Kino is just a short way of saying playful touching, and not necessarily sexually touching, but the kind of touching that comes before sexual touching.
There’s easy ways to insert kino into your interaction with a woman before you kiss. Here’s a short but not complete list of examples:
-When she makes a sarcastic joke or remark nudge her in the arm with your fist or shoulder lightly and smile.
-Insert kino into routines like The Ring Finger Routine or Palm Reading and touch a woman’s hand lightly with your fingers as you run routines like these.
-Play fun games like thumb wrestling, showing each other secret hand shakes, or high-fiving each other.
-Use Kino to lead her when it’s applicable. For example lead her through crowds at bars and clubs by putting out your hand for her hand and guiding her.
-Do push-pull funny things like tell her she has huge hands and showing her by sizing your hands against hers.
-And of course there are a thousand other ways.
2. USE A KISS CLOSE to SEAL THE DEAL
Yes, I’ve heard it before, “I don’t want to use a kiss close they feel fake.” Well, that’s fine as long as you’re consistently having no trouble kissing women. But if you can’t bridge that gap, you NEED to USE a KISS CLOSE.

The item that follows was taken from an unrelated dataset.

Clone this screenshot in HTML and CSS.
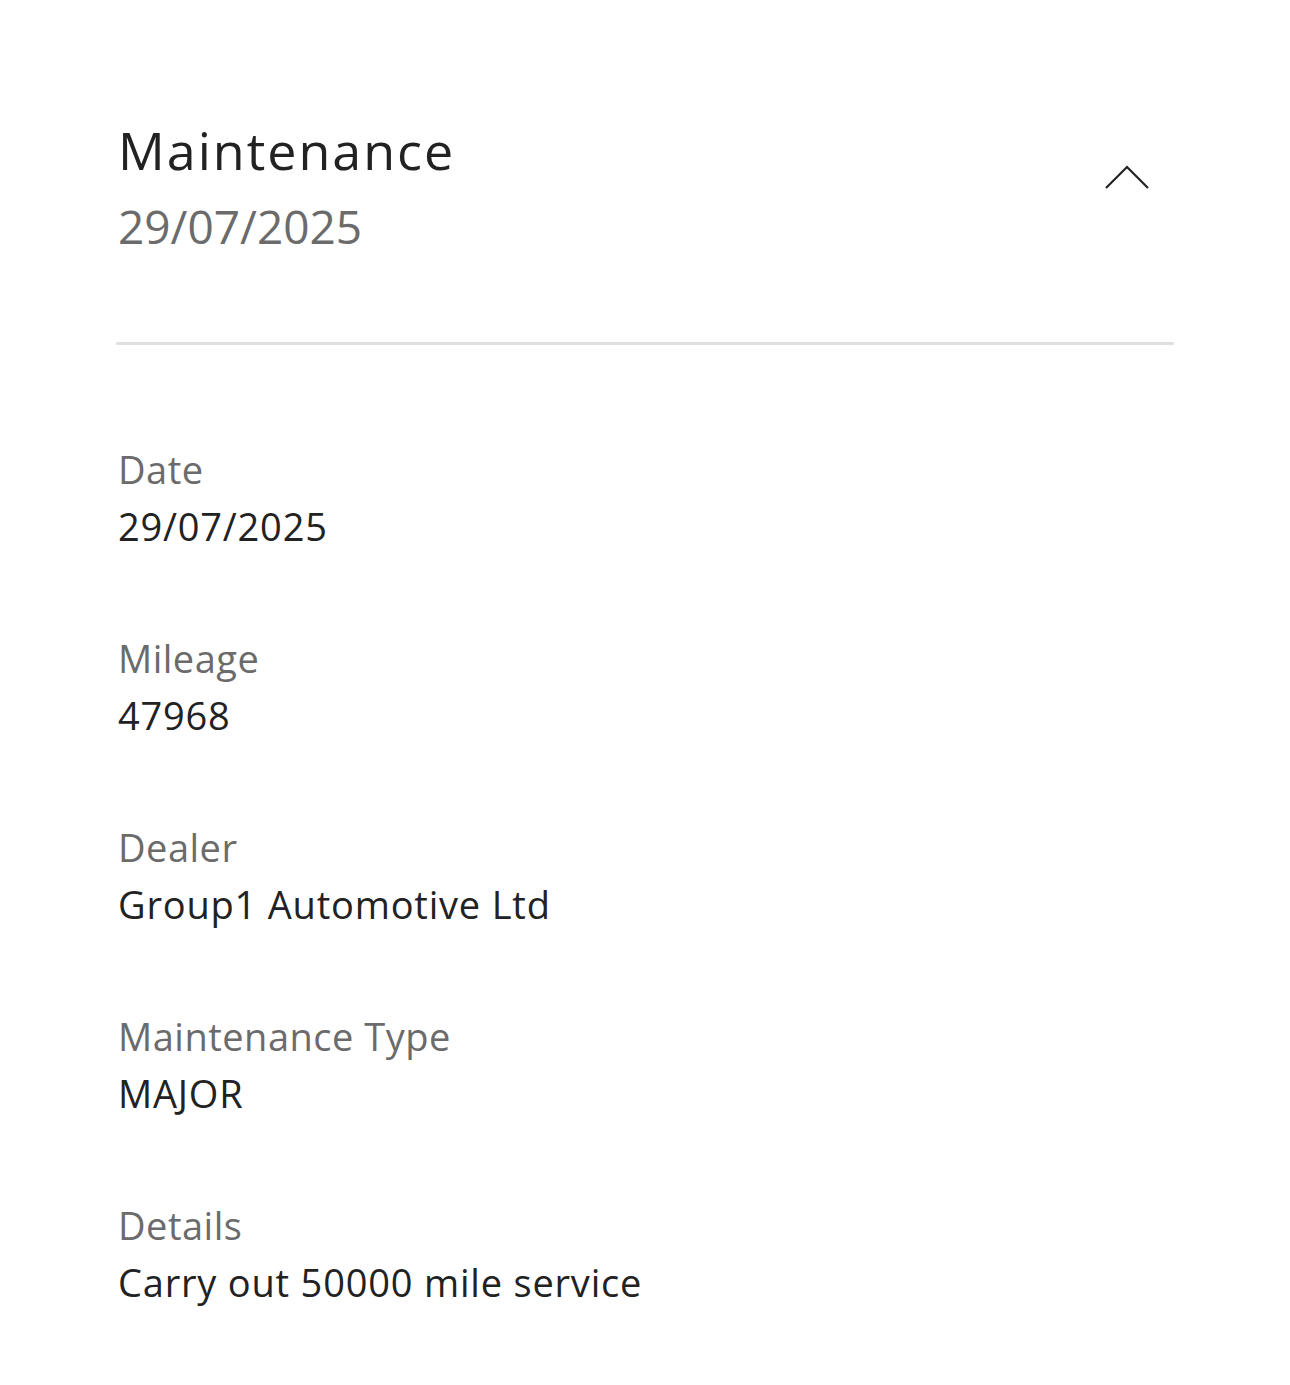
FILE: index.html
```html
<!DOCTYPE html>
<html lang="en">
<head>
    <meta charset="UTF-8">
    <meta name="viewport" content="width=device-width, initial-scale=1.0">
    <title>Maintenance</title>
    <link rel="stylesheet" href="styles.css">
</head>
<body>
    <div class="record">
        <div class="record-header">
            <div class="record-heading">
                <h1 class="record-title">Maintenance</h1>
                <div class="record-date">29/07/2025</div>
            </div>
            <button class="toggle-btn" aria-label="Collapse">
                <svg width="46" height="26" viewBox="0 0 46 26">
                    <polyline points="2,23 23,2 44,23" fill="none" stroke="#222" stroke-width="2.2"/>
                </svg>
            </button>
        </div>

        <div class="divider"></div>

        <dl class="record-fields">
            <div class="field">
                <dt class="field-label">Date</dt>
                <dd class="field-value">29/07/2025</dd>
            </div>
            <div class="field">
                <dt class="field-label">Mileage</dt>
                <dd class="field-value">47968</dd>
            </div>
            <div class="field">
                <dt class="field-label">Dealer</dt>
                <dd class="field-value">Group1 Automotive Ltd</dd>
            </div>
            <div class="field">
                <dt class="field-label">Maintenance Type</dt>
                <dd class="field-value">MAJOR</dd>
            </div>
            <div class="field">
                <dt class="field-label">Details</dt>
                <dd class="field-value">Carry out 50000 mile service</dd>
            </div>
        </dl>
    </div>
</body>
</html>
```

FILE: styles.css
```css
* {
    margin: 0;
    padding: 0;
    box-sizing: border-box;
    font-family: 'Open Sans', 'Noto Sans', sans-serif;
}

body {
    background-color: #fff;
    color: #222;
}

.record {
    padding: 120px 116px 0 116px;
}

.record-header {
    display: flex;
    justify-content: space-between;
    align-items: flex-start;
    padding: 0 0 0 2px;
}

.record-title {
    font-size: 52px;
    font-weight: 400;
    line-height: 60px;
    letter-spacing: 2px;
    color: #222;
}

.record-date {
    margin-top: 16px;
    font-size: 46px;
    line-height: 60px;
    color: #6b6b6b;
}

.toggle-btn {
    background: none;
    border: none;
    margin: 45px 24px 0 0;
    cursor: pointer;
}

.toggle-btn svg {
    display: block;
}

.divider {
    height: 3px;
    margin-top: 86px;
    background-color: #e0e0e0;
    border-radius: 2px;
}

.record-fields {
    padding: 96px 0 0 2px;
}

.field {
    margin-bottom: 75px;
}

.field-label {
    font-size: 38px;
    line-height: 57px;
    letter-spacing: 0.5px;
    color: #6b6b6b;
}

.field-value {
    font-size: 38px;
    line-height: 57px;
    letter-spacing: 0.8px;
    color: #222;
}
```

A Kiss Close is the device that helps you seal that deal because it gets you right up to the threshold and almost pushes you into the kiss, like a helpful skydiver instructor pushing you out the plane. Once the words or actions of a Kiss Close come out of your mouth you’ve displayed your intentions. You are committed to the kiss.
Now that you know the “why” here’s the “how.” But first a word of caution. A Kiss Close is never begging or asking. You never say “Can I kiss you?” or “Please, kiss me.” This is not a Kiss Close. Observe, these following examples and use them or create your own
along the same principles.
I. Mystery’s Kiss Close
At the moment you feel like there’s a lull in the conversation because the woman might want something more or when she meets your gaze you say the following.

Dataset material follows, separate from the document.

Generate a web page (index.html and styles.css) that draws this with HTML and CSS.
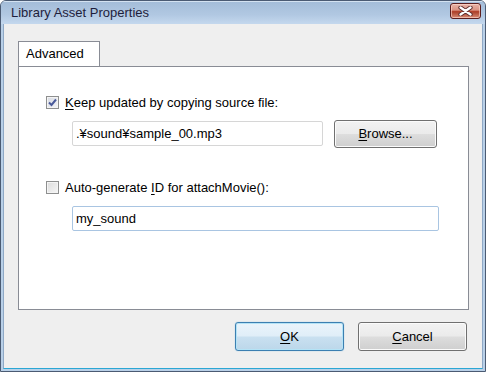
FILE: index.html
```html
<!DOCTYPE html>
<html>
<head>
<meta charset="utf-8">
<link rel="stylesheet" href="styles.css">
</head>
<body>
<div class="window">
  <div class="titlebar">
    <span class="title">Library Asset Properties</span>
    <div class="close">
      <svg width="17" height="10" viewBox="0 0 17 10">
        <path d="M3.5 1.5 L13.5 8.5 M13.5 1.5 L3.5 8.5" stroke="#5a2a2a" stroke-width="4.2" stroke-linecap="round"/>
        <path d="M3.5 1.5 L13.5 8.5 M13.5 1.5 L3.5 8.5" stroke="#ffffff" stroke-width="2.4" stroke-linecap="round"/>
      </svg>
    </div>
  </div>
  <div class="client">
    <div class="tabs"><div class="tab">Advanced</div></div>
    <div class="panel">
      <div class="check-row first">
        <span class="checkbox checked">
          <svg width="11" height="11" viewBox="0 0 11 11"><path d="M2 5.5 L4.5 8 L9 2.5" fill="none" stroke="#4a5a9a" stroke-width="2"/></svg>
        </span>
        <span class="label"><u>K</u>eep updated by copying source file:</span>
      </div>
      <div class="field-row">
        <div class="input gray">.¥sound¥sample_00.mp3</div>
        <div class="btn">
          <span><u>B</u>rowse...</span>
        </div>
      </div>
      <div class="check-row second">
        <span class="checkbox"></span>
        <span class="label">Auto-generate <u>I</u>D for attachMovie():</span>
      </div>
      <div class="field-row second-field">
        <div class="input blue wide">my_sound</div>
      </div>
    </div>
    <div class="buttons">
      <div class="btn dlg default"><span><u>O</u>K</span></div>
      <div class="btn dlg"><span><u>C</u>ancel</span></div>
    </div>
  </div>
</div>
</body>
</html>
```
FILE: styles.css
```css
* { box-sizing: border-box; }
html, body { margin: 0; padding: 0; background: #ffffff; }
body {
  font-family: "Liberation Sans", Arial, sans-serif;
  font-size: 13px;
  color: #000;
}
.window {
  width: 486px;
  height: 372px;
  display: flex;
  flex-direction: column;
  border: 1px solid #4b5b73;
  border-radius: 6px 6px 0 0;
  background: #b9d0e8;
  overflow: hidden;
}
.titlebar {
  height: 23px;
  flex: none;
  display: flex;
  align-items: center;
  justify-content: space-between;
  padding: 0 4px 0 10px;
  background: linear-gradient(#a3bcd8 0%, #b1c8e2 60%, #c4d8ee 100%);
  box-shadow: inset 0 1px 0 #d4e2f1;
}
.title {
  color: #1e1e3c;
  font-size: 13px;
  margin-top: 0;
}
.close {
  width: 31px;
  height: 16px;
  margin-top: -3px;
  border: 1px solid #5b1e1e;
  border-radius: 3px;
  background: linear-gradient(#e8b3a6 0%, #d99383 45%, #b4402b 50%, #b04a33 62%, #d98d78 100%);
  box-shadow: inset 0 0 0 1px rgba(255,220,210,0.6);
  display: flex;
  align-items: center;
  justify-content: center;
}
.client {
  flex: 1;
  margin: 0 2px 2px 2px;
  background: #efefef;
  border-left: 1px solid #8fa9c6;
  border-right: 1px solid #8fa9c6;
  border-bottom: 1px solid #2aa7d4;
  padding: 17px 13px 0 14px;
  display: flex;
  flex-direction: column;
}
.tabs { display: flex; height: 25px; }
.tab {
  width: 82px;
  height: 25px;
  background: #ffffff;
  border: 1px solid #898c95;
  border-bottom: none;
  padding: 4px 0 0 7px;
  position: relative;
  z-index: 1;
  margin-bottom: -1px;
}
.panel {
  height: 244px;
  background: #ffffff;
  border: 1px solid #898c95;
  padding: 0 0 0 27px;
}
.check-row {
  display: flex;
  align-items: center;
  height: 16px;
}
.check-row.first { margin-top: 27px; }
.check-row.second { margin-top: 31px; }
.checkbox {
  width: 13px;
  height: 13px;
  border: 1px solid #8e8f8f;
  background: linear-gradient(135deg, #dcdcdc, #f6f6f6);
  box-shadow: inset 0 0 0 1px #f4f4f4;
  display: flex;
  align-items: center;
  justify-content: center;
  flex: none;
}
.checkbox.checked { background: linear-gradient(135deg, #d8dbe3, #f3f4f7); }
.label { margin-left: 6px; color: #000; }
.field-row {
  display: flex;
  align-items: flex-start;
  margin-top: 10px;
  padding-left: 26px;
  gap: 11px;
}
.field-row.second-field { margin-top: 11px; }
.input {
  width: 251px;
  height: 25px;
  margin-top: 1px;
  border: 1px solid #d6d6d6;
  border-radius: 2px;
  padding: 4px 0 0 3px;
  background: #fff;
}
.input.blue { border-color: #a9c5e2; }
.input.wide { width: 367px; margin-top: 0; }
.btn {
  width: 103px;
  height: 28px;
  border: 1px solid #707070;
  border-radius: 3px;
  background: linear-gradient(#f2f2f2 0%, #ebebeb 48%, #dddddd 52%, #cfcfcf 100%);
  box-shadow: inset 0 0 0 1px #fbfbfb;
  display: flex;
  align-items: center;
  justify-content: center;
}
.btn span { margin-top: -1px; }
.buttons {
  display: flex;
  justify-content: flex-end;
  gap: 14px;
  margin-top: 12px;
  padding-right: 2px;
}
.btn.dlg { width: 109px; height: 29px; }
.btn.default {
  border-color: #3c7fb1;
  background: linear-gradient(#eaf4fb 0%, #e0eef8 48%, #c9e0f0 52%, #bcd7ea 100%);
  box-shadow: inset 0 0 0 1px #b4e3f6, 0 0 1px #61b5e0;
}
u { text-decoration: underline; text-underline-offset: 2px; }
```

You: “Do you want to kiss me?”
Her: “I don’t know.”
You: “Let’s find out.”
Then move in for the kiss :)
Of course, she could say two other things “No” or “Yes” and here’s how those play out. If she says “Yes” then you kiss immediately.
If she says “No” then you say the following:
You: “Hey I didn’t say you could. It just looked like you had something on your mind.”
II. Style’s Evolution Phase Shift
If you’ve read “The Game” then you already know this kiss close.
It’s brilliant because it incorporates kino escalation into the close. Here it is:
Tell her that she smells good and ask what she’s wearing. Lean in, brush her hair aside, sniff her slowly, moving up from the shoulder to the ear. “Mmmm, that smells good. People don’t pay enough attention to smell. But you’ll notice how animals, before they mate, will always smell each other. Evolution has hard-wired us to respond to certain things. You are wired to respond when someone smells you.”
“It’s like when someone pulls the back of your hair. You’ll notice how lions, when they mate, always bite and tug at the end of each other’s mane, right here.” Point to the back of your head then run your hand up the back of her neck and grab a fistful of hair at the roots and
pull it, downwards. She says “Mmmm…” And I say “see.”
Next say “No one knows this, but the most sensitive places on the body are places that are usually hidden from contact with the air, like the back of the elbow (touching it) and knee (touching it). Any place where your body bends, twists, or folds, there are millions of
sensitive little nerve endings that release endorphins. Take her arm, bend it a little, and erotically bite the area on the opposite side of the elbow (that crease where it bends). Ask “Does that feel good?”
[Note for the less experienced: If you don’t know how to erotically bite a girl, learn before you do this. You want to take a big chunk of skin, not a little pinch and slowly and firmly slide your teeth together until they meet and release the skin. You may want to practice on your own elbow first.]
Now you say, “But do you know what the best thing in the world is? A bite…right…here.” And point to the side of your neck. Then expose your neck and say, “Bite me right here” as if you expect her to. Fifty percent of the time she will. If she doesn’t, just turn away calmly (punish), wait a few seconds, and then turn back and repeat, “Bite me right here.” Usually she will.
Half the time, her bite will be lame. If so, correct her and say, “That’s not how you bite. Come here.” Then give her a good bite on the neck and instruct her to “try again.”
Now look her in the eye, smile mischievously/approvingly, and say, very slowly, “Not bad.” Then glance down at her mouth, back up at her eyes, and kiss!